TASK BRIEF — Output only the count of lines that contain "screenshot".

MATERIAL PROVIDED —
'''

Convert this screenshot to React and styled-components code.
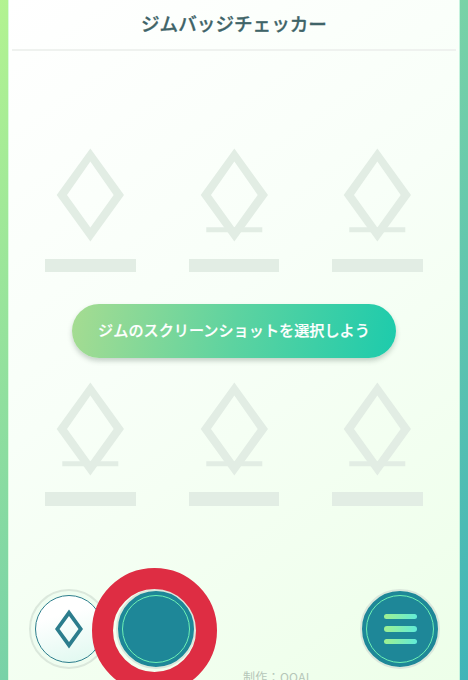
import styled, { createGlobalStyle } from "styled-components";

const GlobalStyle = createGlobalStyle`
  * {
    box-sizing: border-box;
  }

  body {
    margin: 0;
    font-family: "Noto Sans CJK JP", sans-serif;
  }
`;

const Frame = styled.div`
  height: 680px;
  padding: 0 8px;
  overflow: hidden;
  background: linear-gradient(to bottom right, #b3f391, #78d2a7 50%, #3fb4b8);
`;

const Screen = styled.main`
  position: relative;
  display: flex;
  flex-direction: column;
  height: 680px;
  background: linear-gradient(145deg, #ffffff, #f8fff8 45%, #edffe9);
  box-shadow: inset 1px 0 #d9fbdc, inset -1px 0 #c5f2de;
`;

const Header = styled.header`
  height: 51px;
  margin: 0 4px;
  border-bottom: 2px solid #eff2ef;
  text-align: center;

  h1 {
    margin: 0;
    font-size: 18.6px;
    line-height: 46px;
    font-weight: 500;
    color: #3f6468;
    -webkit-text-stroke: 0.3px #3f6468;
  }
`;

const BadgeGrid = styled.section`
  display: grid;
  grid-template-columns: repeat(3, 90.7px);
  column-gap: 53px;
  justify-content: center;
  height: 124px;
  margin-top: ${({ $top }) => $top}px;
`;

const Badge = styled.div`
  display: flex;
  flex-direction: column;
  justify-content: space-between;

  svg {
    display: block;
    width: 90.7px;
    height: 94px;
    fill: #e2ede4;
  }
`;

const NameBar = styled.div`
  height: 13.5px;
  background-color: #e2ede4;
`;

const SelectButton = styled.button`
  flex-shrink: 0;
  align-self: center;
  width: 324px;
  height: 54px;
  margin-top: 31.5px;
  padding: 0 0 3px;
  border: none;
  border-radius: 27px;
  background: linear-gradient(100deg, #a6dc91, #5dd3a0 50%, #1dcbac);
  box-shadow: 0 3px 5px rgba(70, 90, 80, 0.28);
  font-family: inherit;
  font-size: 15.15px;
  font-weight: 500;
  color: #fff;
  -webkit-text-stroke: 0.2px #fff;
  white-space: nowrap;
`;

const Dock = styled.nav`
  display: flex;
  margin: 83px 20px 0 21px;
`;

const RoundButton = styled.button`
  display: grid;
  place-items: center;
  width: 80px;
  height: 80px;
  padding: 0;
  border: 2px solid #dbe8dc;
  border-radius: 50%;
  background-color: ${({ $dark }) => ($dark ? "#1e8798" : "#effdf0")};
  margin-left: ${({ $gap }) => $gap || 0};

  svg {
    display: block;
  }
`;

const InnerRing = styled.span`
  display: grid;
  place-items: center;
  width: 68px;
  height: 68px;
  border: ${({ $dark }) => ($dark ? "1.5px solid #6ef0b4" : "1px solid #2c7d8d")};
  border-radius: 50%;
  background: ${({ $dark }) =>
    $dark ? "none" : "linear-gradient(165deg, #ffffff 30%, #def8ef)"};
`;

const MenuLines = styled.span`
  display: grid;
  gap: 7px;

  i {
    width: 33px;
    height: 5.5px;
    border-radius: 3px;
    background: linear-gradient(100deg, #a0f090, #60ecd8);
  }
`;

const TapMarker = styled.div`
  position: absolute;
  top: 568px;
  left: 84px;
  width: 125px;
  height: 125px;
  border: 21px solid #de2d43;
  border-radius: 50%;
  pointer-events: none;
`;

const Credit = styled.p`
  position: absolute;
  top: 668px;
  left: 235px;
  margin: 0;
  font-size: 12px;
  line-height: 18px;
  letter-spacing: 0.3px;
  color: #b5c6b8;
  white-space: nowrap;
`;

const rows = [
  [false, true, true],
  [true, true, true],
];

function BadgeRow({ badges, top }) {
  return (
    <BadgeGrid $top={top}>
      {badges.map((hasLine, index) => (
        <Badge key={index}>
          <svg viewBox='0 0 90.7 94'>
            <path
              fillRule='evenodd'
              d='M45.35 .5L79 47L45.35 93.5L11.7 47ZM45.35 13.5L22 47L45.35 79.5L68.7 47Z'
            />
            {hasLine && <path d='M17.3 79.3H73.3V84.2H17.3Z' />}
          </svg>
          <NameBar />
        </Badge>
      ))}
    </BadgeGrid>
  );
}

export default function App() {
  return (
    <>
      <GlobalStyle />
      <Frame>
        <Screen>
          <Header>
            <h1>ジムバッジチェッカー</h1>
          </Header>
          <BadgeRow badges={rows[0]} top={97} />
          <SelectButton>ジムのスクリーンショットを選択しよう</SelectButton>
          <BadgeRow badges={rows[1]} top={24.4} />
          <Dock>
            <RoundButton>
              <InnerRing>
                <svg width='28' height='40' viewBox='0 0 28 40'>
                  <path
                    fillRule='evenodd'
                    fill='#2c7d8d'
                    d='M14 .5L28 20L14 39.5L0 20ZM14 7L4.5 20L14 33L23.5 20Z'
                  />
                </svg>
              </InnerRing>
            </RoundButton>
            <RoundButton $dark $gap='7px'>
              <InnerRing $dark />
            </RoundButton>
            <RoundButton $dark $gap='auto'>
              <InnerRing $dark>
                <MenuLines>
                  <i />
                  <i />
                  <i />
                </MenuLines>
              </InnerRing>
            </RoundButton>
          </Dock>
          <TapMarker />
          <Credit>制作：QOAL</Credit>
        </Screen>
      </Frame>
    </>
  );
}
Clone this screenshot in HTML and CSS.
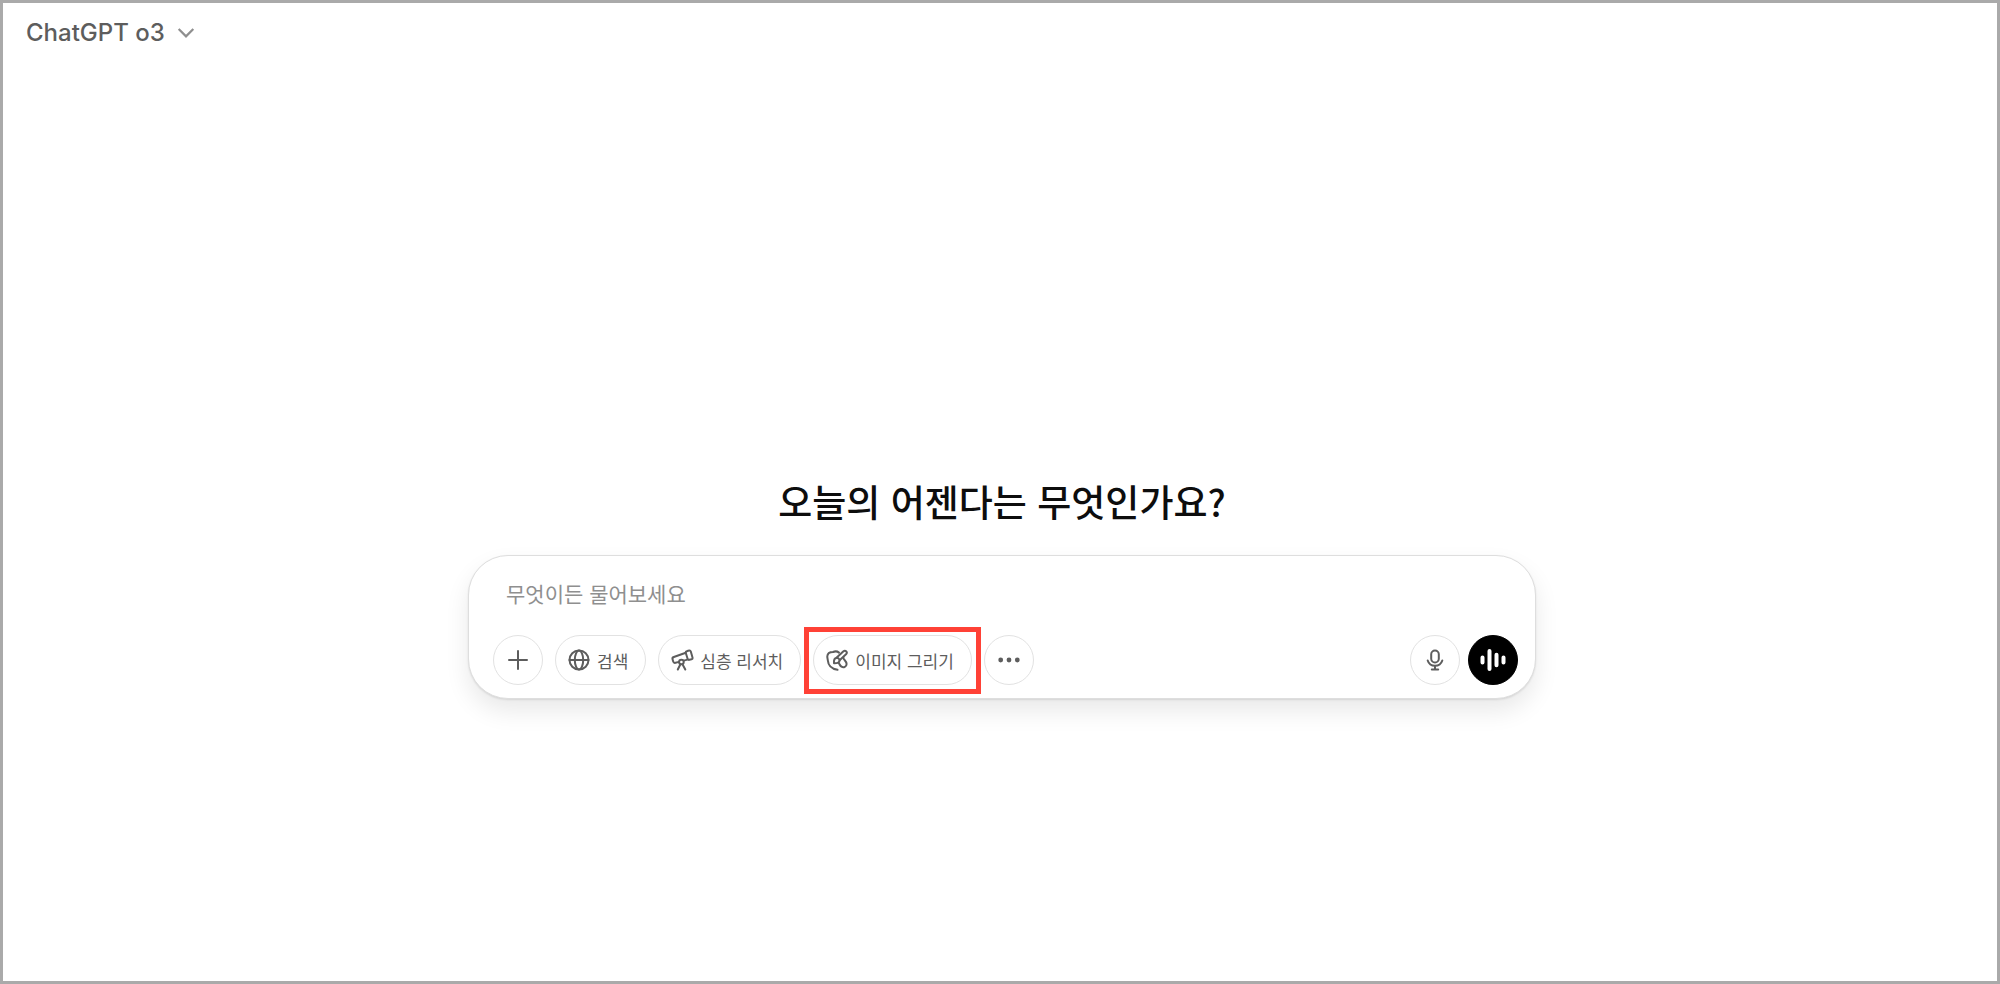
FILE: index.html
```html
<!DOCTYPE html>
<html lang="ko">
<head>
    <meta charset="UTF-8">
    <meta name="viewport" content="width=device-width, initial-scale=1.0">
    <title>ChatGPT</title>
    <link rel="stylesheet" href="styles.css">
</head>
<body>
    <header class="topbar">
        <button type="button" class="model-switch">
            ChatGPT o3
            <svg class="chevron" viewBox="0 0 16 16" aria-hidden="true"><path d="M1.5 4.5l6.5 6.5 6.5-6.5"/></svg>
        </button>
    </header>
    <main class="home">
        <h1 class="greeting">오늘의 어젠다는 무엇인가요?</h1>
        <form class="composer">
            <input type="text" class="prompt" placeholder="무엇이든 물어보세요" aria-label="무엇이든 물어보세요">
            <div class="toolbar">
                <button type="button" class="round" aria-label="추가">
                    <svg class="icon" viewBox="0 0 24 24"><path d="M12 3v18M3 12h18"/></svg>
                </button>
                <button type="button" class="chip">
                    <svg class="icon" viewBox="0 0 24 24"><circle cx="12" cy="12" r="9.5"/><ellipse cx="12" cy="12" rx="4.2" ry="9.5"/><path d="M2.5 12h19"/></svg>
                    검색
                </button>
                <button type="button" class="chip">
                    <!-- telescope -->
                    <svg class="icon" viewBox="0 0 24 24">
                        <path d="M16.8 3.2l2-.7a1.5 1.5 0 0 1 2 1l1.7 6a1.5 1.5 0 0 1-1 1.8l-2.1.5a1.5 1.5 0 0 1-1.8-1l-1.8-5.8a1.5 1.5 0 0 1 1-1.800z"/>
                        <path d="M15.8 4.8L3.8 9a1.9 1.9 0 0 0-1.2 2.4l.6 2.1a1.9 1.9 0 0 0 2.300 1.300l3.500-.9M13.800 12.600l3.600-1"/>
                        <circle cx="11.4" cy="14" r="2.3"/>
                        <path d="M10.3 16.5L7.8 21.5M12.6 16.5l2.7 5"/>
                    </svg>
                    심층 리서치
                </button>
                <div class="marked">
                    <button type="button" class="chip">
                        <!-- palette with brush -->
                        <svg class="icon" viewBox="0 0 24 24">
                            <path d="M14 4.600C12 3 9.800 3.200 8 4 4.800 4 2.500 5.500 2.300 8.300c-.1 1.500.4 2.500.5 4 .4 5 4 8.700 9.700 9.500"/>
                            <path d="M9 15.200c-.3-3 .2-5 2.500-5.300 1.600-.2 3 .9 3.100 2.400.1 2-1.900 3-5.600 2.900z"/>
                            <path d="M11.500 9.800l6.700-6.300c2.200-1.800 4.600.4 3.100 2.500l-6.700 6.200"/>
                            <path d="M18.500 9.800c-.2 2 3.100 3.100 3.100 6.200 0 2.700-3 4-5.100 2.700-1.300-.8-1.700-2.100-2.800-3.700"/>
                        </svg>
                        이미지 그리기
                    </button>
                </div>
                <button type="button" class="round" aria-label="더 보기">
                    <svg class="icon solid" viewBox="0 0 24 24"><circle cx="3.7" cy="12" r="2.4"/><circle cx="12" cy="12" r="2.4"/><circle cx="20.3" cy="12" r="2.4"/></svg>
                </button>
                <div class="voice">
                    <button type="button" class="round" aria-label="받아쓰기">
                        <svg class="icon" viewBox="0 0 24 24"><rect x="8.2" y="2.5" width="7.6" height="12" rx="3.8"/><path d="M4.7 12.5c1 3.2 3.9 5.3 7.3 5.3s6.3-2.1 7.3-5.3M12 18v3.5M8.8 21.5h6.4"/></svg>
                    </button>
                    <button type="button" class="round dark" aria-label="음성 모드">
                        <svg class="wave" viewBox="0 0 26 26"><path d="M2.5 10.6v4.8M9.5 4v18M16.5 7.8v10.4M23.5 10.6v4.8"/></svg>
                    </button>
                </div>
            </div>
        </form>
    </main>
</body>
</html>
```
FILE: styles.css
```css
* {
    box-sizing: border-box;
}
body {
    display: flex;
    flex-direction: column;
    min-height: 100vh;
    margin: 0;
    border: 3px solid #aaa;
    background: #fff;
    color: #5d5d5d;
    font-family: Inter, "Noto Sans CJK KR", sans-serif;
}
button, input {
    font: inherit;
    color: inherit;
}
button {
    cursor: pointer;
}
.topbar {
    display: flex;
    padding: 10px 23px;
}
.model-switch {
    display: flex;
    align-items: center;
    gap: 12px;
    padding: 0;
    border: none;
    background: none;
    font-size: 24px;
    font-weight: 500;
    line-height: 40px;
}
.chevron {
    width: 18px;
    height: 18px;
    fill: none;
    stroke: #8f8f8f;
    stroke-width: 2;
}
.home {
    flex: 1;
    display: flex;
    flex-direction: column;
    align-items: center;
    justify-content: center;
    padding: 132px 16px 0 20px;
}
.greeting {
    margin: 0 0 30px;
    color: #0d0d0d;
    font-family: "Noto Sans CJK KR", sans-serif;
    font-size: 37px;
    font-weight: 500;
    line-height: 48px;
}
.composer {
    width: 100%;
    max-width: 1068px;
    padding: 19px 17px 13px 24px;
    border: 1px solid #dedede;
    border-radius: 40px;
    background: #fff;
    box-shadow: 0 12px 24px rgba(0, 0, 0, 0.09), 0 1px 2px rgba(0, 0, 0, 0.1);
}
.prompt {
    display: block;
    width: 100%;
    height: 36px;
    margin-bottom: 24px;
    padding: 0 13px;
    border: none;
    outline: none;
    background: none;
    font-family: "Noto Sans CJK KR", sans-serif;
    font-size: 21px;
}
.prompt::placeholder {
    color: #8f8f8f;
    opacity: 1;
}
.toolbar, .voice {
    display: flex;
    align-items: center;
}
.toolbar {
    gap: 12px;
}
.voice {
    gap: 8px;
    margin-left: auto;
}
.round, .chip {
    display: flex;
    align-items: center;
    justify-content: center;
    height: 50px;
    padding: 0;
    border: 1px solid #e2e2e2;
    border-radius: 25px;
    background: #fff;
}
.round {
    width: 50px;
}
.chip {
    gap: 6px;
    padding: 0 17px 0 11px;
    font-family: "Noto Sans CJK KR", sans-serif;
    font-size: 17px;
    white-space: nowrap;
}
.icon {
    width: 24px;
    height: 24px;
    fill: none;
    stroke: #5d5d5d;
    stroke-width: 2;
    stroke-linecap: round;
    stroke-linejoin: round;
}
.solid {
    fill: #5d5d5d;
    stroke: none;
}
.dark {
    border-color: #000;
    background: #000;
}
.wave {
    width: 26px;
    height: 26px;
    fill: none;
    stroke: #fff;
    stroke-width: 4;
    stroke-linecap: round;
}
/* red frame drawn over the highlighted tool */
.marked {
    position: relative;
}
.marked::after {
    content: '';
    position: absolute;
    inset: -8px -9px -9px;
    border: 5px solid #ff4136;
    pointer-events: none;
}
```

'''

ANSWER FOR THE TASK — 2